**INFORMATION SUPPLIED**
--*--
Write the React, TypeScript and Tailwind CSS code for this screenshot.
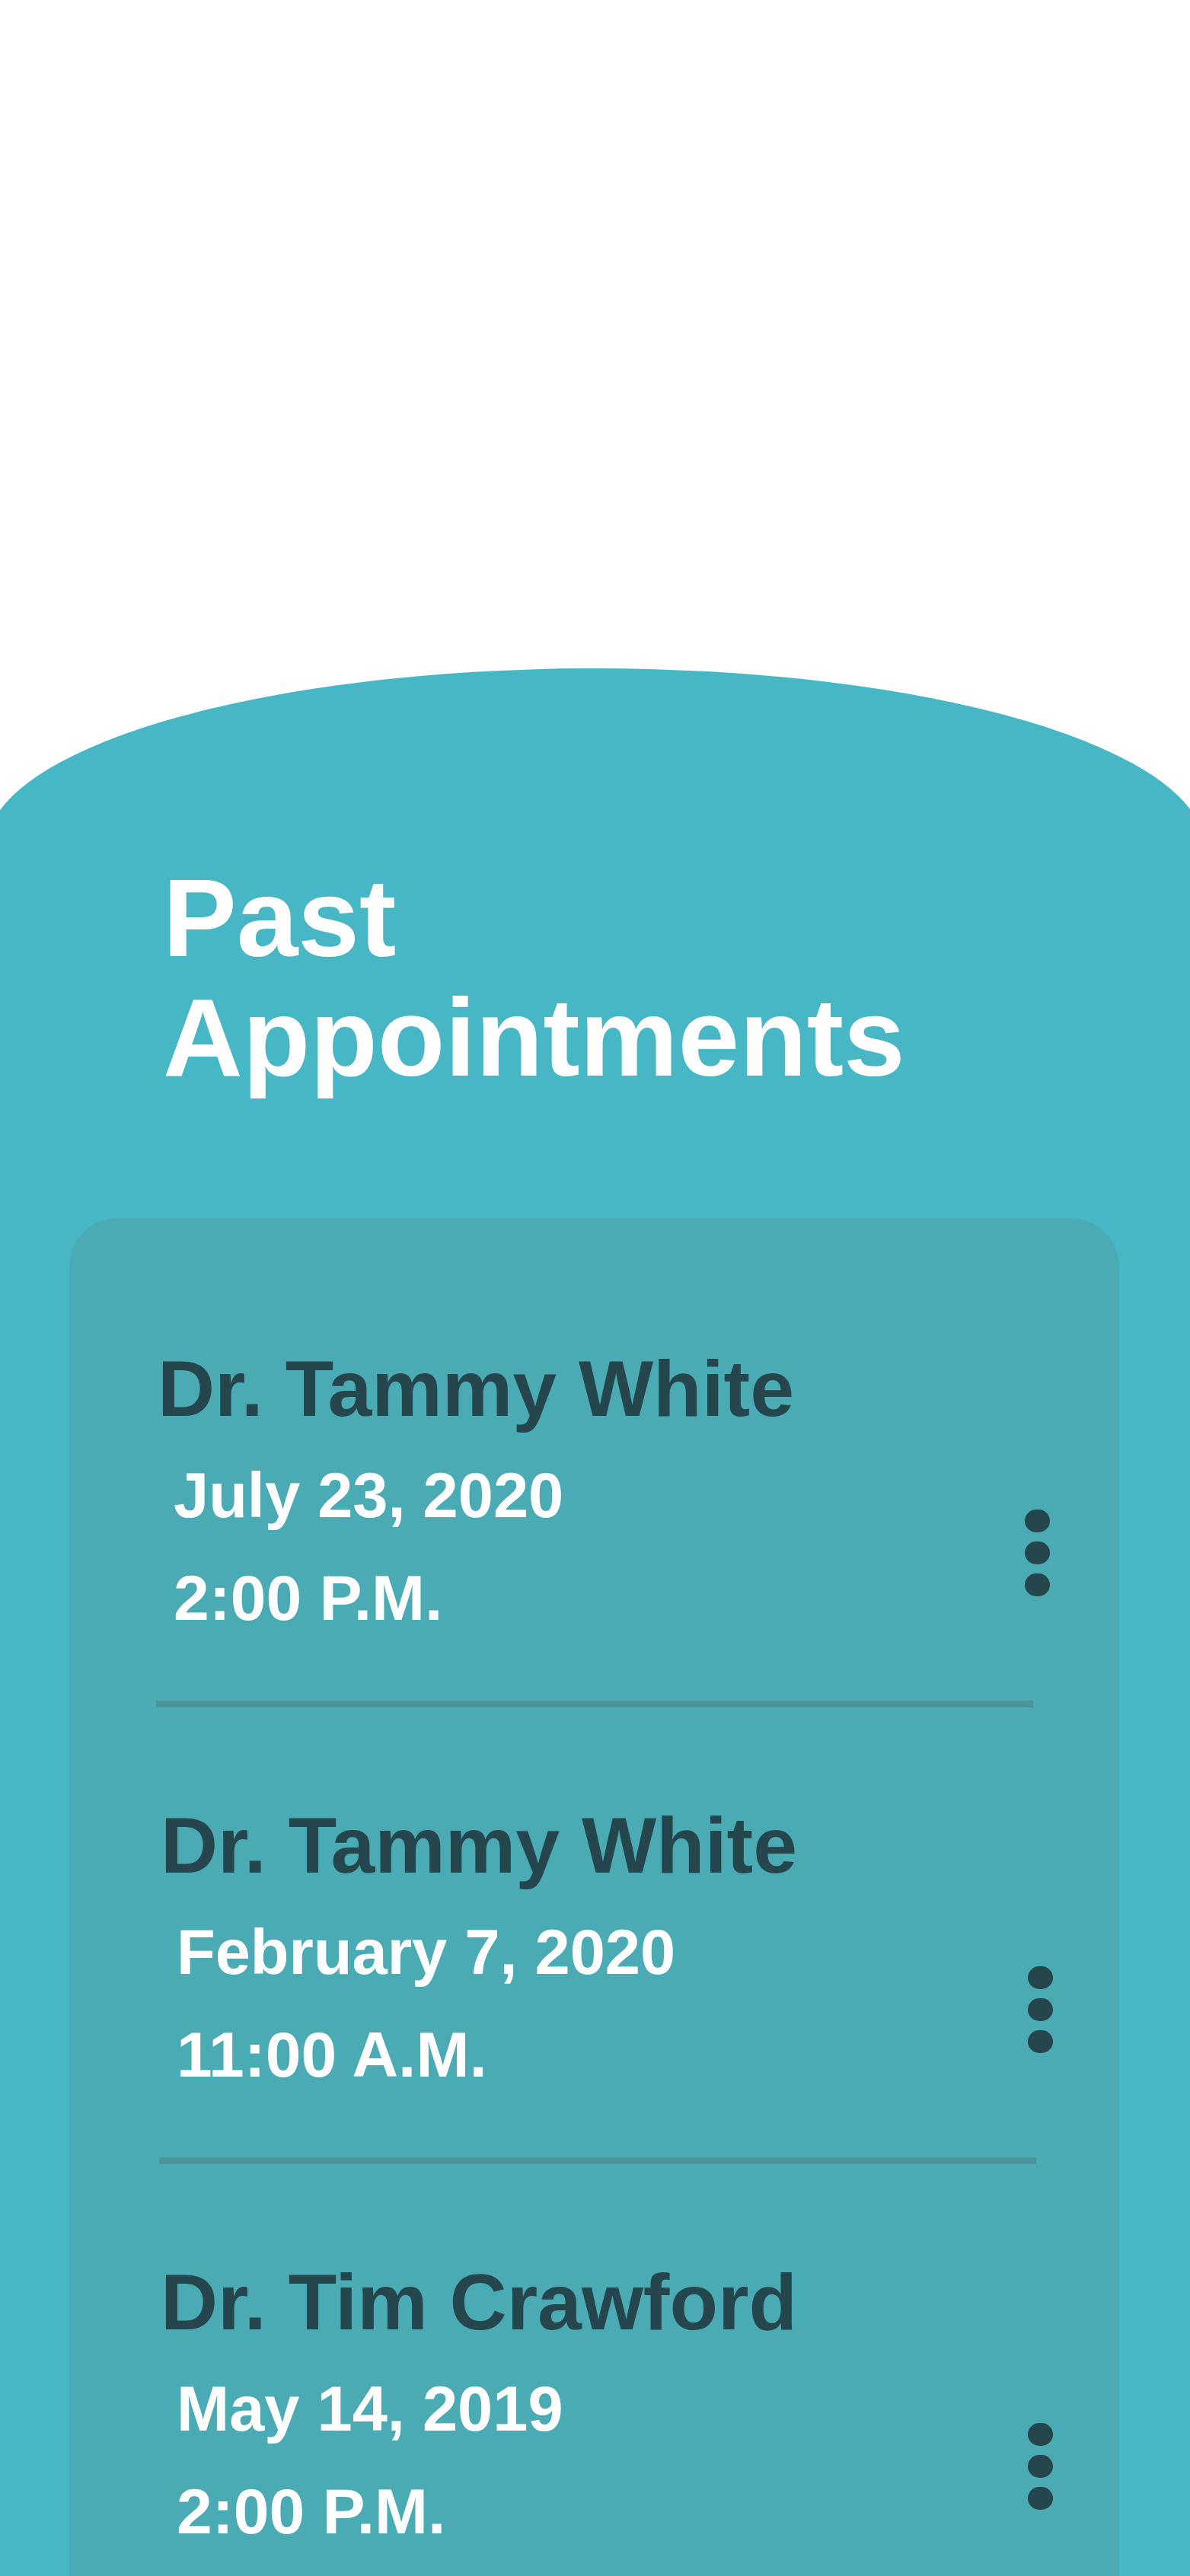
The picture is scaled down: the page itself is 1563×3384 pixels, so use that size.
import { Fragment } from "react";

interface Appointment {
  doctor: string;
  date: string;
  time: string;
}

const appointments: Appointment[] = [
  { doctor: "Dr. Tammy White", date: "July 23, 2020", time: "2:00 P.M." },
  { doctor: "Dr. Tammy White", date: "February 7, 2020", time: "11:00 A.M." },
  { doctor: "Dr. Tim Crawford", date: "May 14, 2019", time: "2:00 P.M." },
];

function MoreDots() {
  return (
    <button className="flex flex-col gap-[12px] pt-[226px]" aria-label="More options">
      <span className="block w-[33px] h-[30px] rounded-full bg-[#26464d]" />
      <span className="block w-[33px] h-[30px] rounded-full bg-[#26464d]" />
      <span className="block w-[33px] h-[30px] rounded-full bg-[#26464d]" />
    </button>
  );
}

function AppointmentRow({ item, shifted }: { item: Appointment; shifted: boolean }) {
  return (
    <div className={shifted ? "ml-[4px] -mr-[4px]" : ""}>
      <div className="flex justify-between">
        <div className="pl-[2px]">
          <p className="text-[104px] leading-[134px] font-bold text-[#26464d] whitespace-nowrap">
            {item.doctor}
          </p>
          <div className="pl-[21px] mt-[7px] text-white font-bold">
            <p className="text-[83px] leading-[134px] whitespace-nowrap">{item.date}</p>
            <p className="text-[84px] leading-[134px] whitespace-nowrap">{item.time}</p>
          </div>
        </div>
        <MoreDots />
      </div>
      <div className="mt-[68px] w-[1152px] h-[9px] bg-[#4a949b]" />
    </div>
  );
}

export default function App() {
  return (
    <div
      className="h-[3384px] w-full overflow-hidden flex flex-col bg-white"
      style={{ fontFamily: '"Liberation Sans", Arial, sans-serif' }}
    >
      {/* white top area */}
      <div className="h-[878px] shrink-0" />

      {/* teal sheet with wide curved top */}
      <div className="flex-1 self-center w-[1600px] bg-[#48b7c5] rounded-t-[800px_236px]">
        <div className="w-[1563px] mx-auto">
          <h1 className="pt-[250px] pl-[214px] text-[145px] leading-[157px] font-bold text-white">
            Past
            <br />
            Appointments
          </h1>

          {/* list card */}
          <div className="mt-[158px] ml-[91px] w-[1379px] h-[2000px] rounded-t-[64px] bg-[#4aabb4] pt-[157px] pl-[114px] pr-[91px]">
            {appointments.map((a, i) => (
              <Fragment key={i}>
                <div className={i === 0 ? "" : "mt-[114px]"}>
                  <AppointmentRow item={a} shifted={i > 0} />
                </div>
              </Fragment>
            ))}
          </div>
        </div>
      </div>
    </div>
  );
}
--*--
**WRITTEN INSTRUCTION**
Write out the whole listing again, exactly, with no pictures.

**THE ANSWER**
Write the React, TypeScript and Tailwind CSS code for this screenshot.
The picture is scaled down: the page itself is 1563×3384 pixels, so use that size.
import { Fragment } from "react";

interface Appointment {
  doctor: string;
  date: string;
  time: string;
}

const appointments: Appointment[] = [
  { doctor: "Dr. Tammy White", date: "July 23, 2020", time: "2:00 P.M." },
  { doctor: "Dr. Tammy White", date: "February 7, 2020", time: "11:00 A.M." },
  { doctor: "Dr. Tim Crawford", date: "May 14, 2019", time: "2:00 P.M." },
];

function MoreDots() {
  return (
    <button className="flex flex-col gap-[12px] pt-[226px]" aria-label="More options">
      <span className="block w-[33px] h-[30px] rounded-full bg-[#26464d]" />
      <span className="block w-[33px] h-[30px] rounded-full bg-[#26464d]" />
      <span className="block w-[33px] h-[30px] rounded-full bg-[#26464d]" />
    </button>
  );
}

function AppointmentRow({ item, shifted }: { item: Appointment; shifted: boolean }) {
  return (
    <div className={shifted ? "ml-[4px] -mr-[4px]" : ""}>
      <div className="flex justify-between">
        <div className="pl-[2px]">
          <p className="text-[104px] leading-[134px] font-bold text-[#26464d] whitespace-nowrap">
            {item.doctor}
          </p>
          <div className="pl-[21px] mt-[7px] text-white font-bold">
            <p className="text-[83px] leading-[134px] whitespace-nowrap">{item.date}</p>
            <p className="text-[84px] leading-[134px] whitespace-nowrap">{item.time}</p>
          </div>
        </div>
        <MoreDots />
      </div>
      <div className="mt-[68px] w-[1152px] h-[9px] bg-[#4a949b]" />
    </div>
  );
}

export default function App() {
  return (
    <div
      className="h-[3384px] w-full overflow-hidden flex flex-col bg-white"
      style={{ fontFamily: '"Liberation Sans", Arial, sans-serif' }}
    >
      {/* white top area */}
      <div className="h-[878px] shrink-0" />

      {/* teal sheet with wide curved top */}
      <div className="flex-1 self-center w-[1600px] bg-[#48b7c5] rounded-t-[800px_236px]">
        <div className="w-[1563px] mx-auto">
          <h1 className="pt-[250px] pl-[214px] text-[145px] leading-[157px] font-bold text-white">
            Past
            <br />
            Appointments
          </h1>

          {/* list card */}
          <div className="mt-[158px] ml-[91px] w-[1379px] h-[2000px] rounded-t-[64px] bg-[#4aabb4] pt-[157px] pl-[114px] pr-[91px]">
            {appointments.map((a, i) => (
              <Fragment key={i}>
                <div className={i === 0 ? "" : "mt-[114px]"}>
                  <AppointmentRow item={a} shifted={i > 0} />
                </div>
              </Fragment>
            ))}
          </div>
        </div>
      </div>
    </div>
  );
}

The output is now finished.